自分の記憶がほんとかうそかわからないなら、何を信じて生きていけばいいんだろう……と。



しかし記憶が不確かであること、容易に改変されることは必ずしもマイナスであるとはいえないと著者は見解を述べている。
  これらの現象は病理的な現象のように思われますが、もっと広い観点から見てみると、このような記憶の改変は、じつは私たちの記憶システムがもっている正常なメカニズムのひとつではないかとも考えることができます。上記のような一見異常な記憶の想起でも、想起によって自らのアイデンティティを確認したり、自らの精神的な不調の原因を納得させようとする動機が含まれていましたし、いまの自分が昔の自分よりも優れていると思うために過去の自分の記憶を悪い方向に改変したり、また、高齢者になると自分の人生をよきものとして受け入れるために逆に過去の記憶を美化して書き換える傾向は、もっと頻繁に起こっていることがわかりました。
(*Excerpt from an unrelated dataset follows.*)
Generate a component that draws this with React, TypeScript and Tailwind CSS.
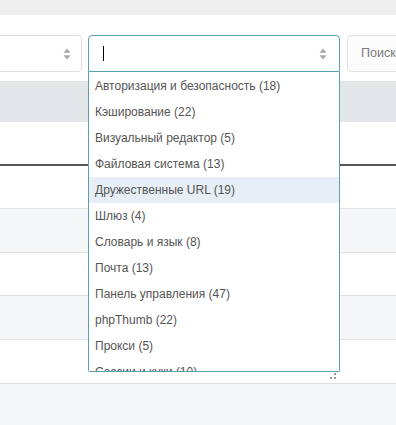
import React from "react";

const items = [
  "Авторизация и безопасность (18)",
  "Кэширование (22)",
  "Визуальный редактор (5)",
  "Файловая система (13)",
  "Дружественные URL (19)",
  "Шлюз (4)",
  "Словарь и язык (8)",
  "Почта (13)",
  "Панель управления (47)",
  "phpThumb (22)",
  "Прокси (5)",
  "Сессии и куки (10)",
];

function Spinner() {
  return (
    <svg width="8" height="12" viewBox="0 0 8 12" className="shrink-0">
      <path d="M4 0.5 L7.5 4.8 L0.5 4.8 Z" fill="#a9a9a9" />
      <path d="M4 11.5 L7.5 7.2 L0.5 7.2 Z" fill="#a9a9a9" />
    </svg>
  );
}

export default function App() {
  const font = { fontFamily: '"Liberation Sans", Arial, sans-serif' };
  return (
    <div className="relative w-[396px] h-[425px] overflow-hidden bg-white" style={font}>
      <div className="h-[15px] bg-[#efefef]" />
      <div className="h-[20px]" />
      <div className="flex h-[37px]">
        <div className="shrink-0 ml-[-40px] w-[122px] h-[37px] border border-[#dedede] rounded-[4px] bg-white flex items-center justify-end pr-[10px]">
          <Spinner />
        </div>
        <div className="shrink-0 ml-[6px] w-[252px] h-[37px] border border-[#58a0ad] rounded-t-[4px] bg-white flex items-center pl-[14px] pr-[12px]">
          <div className="w-[1px] h-[15px] bg-black" />
          <div className="flex-1" />
          <Spinner />
        </div>
        <div className="shrink-0 ml-[7px] w-[80px] h-[37px] border border-[#e2e2e2] rounded-[4px] bg-[#fcfcfc] flex items-center pl-[13px] text-[12.5px] text-[#7a7a7a]">
          Поиск
        </div>
      </div>
      <div className="h-[9px]" />
      <div className="h-[41px] bg-[#e4e7ea]" />
      <div className="h-[42px] bg-white" />
      <div className="h-[2px] bg-[#555555]" />
      <div className="h-[43px] bg-white border-b border-[#e2e2e2]" />
      <div className="h-[44px] bg-[#f6f7f9] border-b border-[#e2e2e2]" />
      <div className="h-[43px] bg-white border-b border-[#e2e2e2]" />
      <div className="h-[44px] bg-[#f6f7f9] border-b border-[#e2e2e2]" />
      <div className="h-[44px] bg-white border-b border-[#e2e2e2]" />
      <div className="h-[60px] bg-[#f5f6f8]" />

      <div className="absolute left-[88px] top-[72px] w-[252px] h-[300px] bg-white border-x border-b border-[#58a0ad] rounded-b-[2px] overflow-hidden pt-[1px]">
        {items.map((t, i) => (
          <div
            key={t}
            className={
              "h-[26px] flex items-center pl-[6px] text-[12px] text-[#555555] whitespace-nowrap " +
              (i === 4 ? "bg-[#e7eef6]" : "")
            }
          >
            {t}
          </div>
        ))}
      </div>
      <svg className="absolute left-[330px] top-[373px]" width="7" height="7" viewBox="0 0 7 7">
        <rect x="4" y="0" width="2" height="2" fill="#9a9a9a" />
        <rect x="0" y="4" width="2" height="2" fill="#9a9a9a" />
        <rect x="4" y="4" width="2" height="2" fill="#9a9a9a" />
      </svg>
    </div>
  );
}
記憶は過去の出来事をそのままの形で大切にとっておく貯蔵庫であるという考え方自体かそもそも間違っているかもしれないのです。
なるほどねー。

そういえば、地下鉄サリン事件で有名になった毒物のサリンには「記憶を強化する」という効果があると聞いたことがある。
記憶力が良くなるんならいいじゃないかとおもってしまうが、嫌な思い出(地下鉄でサリン事件に遭ったこととか)も薄れずに残ってしまうためPTSDなどに悩まされやすくなるのだとか。
すぐに忘れてしまうのも問題だが、忘れられないのもよくないのだ。

記憶があいまいなおかげで「自分は昔より成長している」とおもえたり、「私の人生は悪いものではなかった」とおもえるのなら、それはそれでいいことだ。

だから、重要なのは「記憶とは記録だ」という認識がまちがいだと気づくことだね。
記憶はすぐに改変される、だから自分の記憶も信用ならない、という認識を持っておくのが「記憶との正しい付き合い方」なのかもしれないね。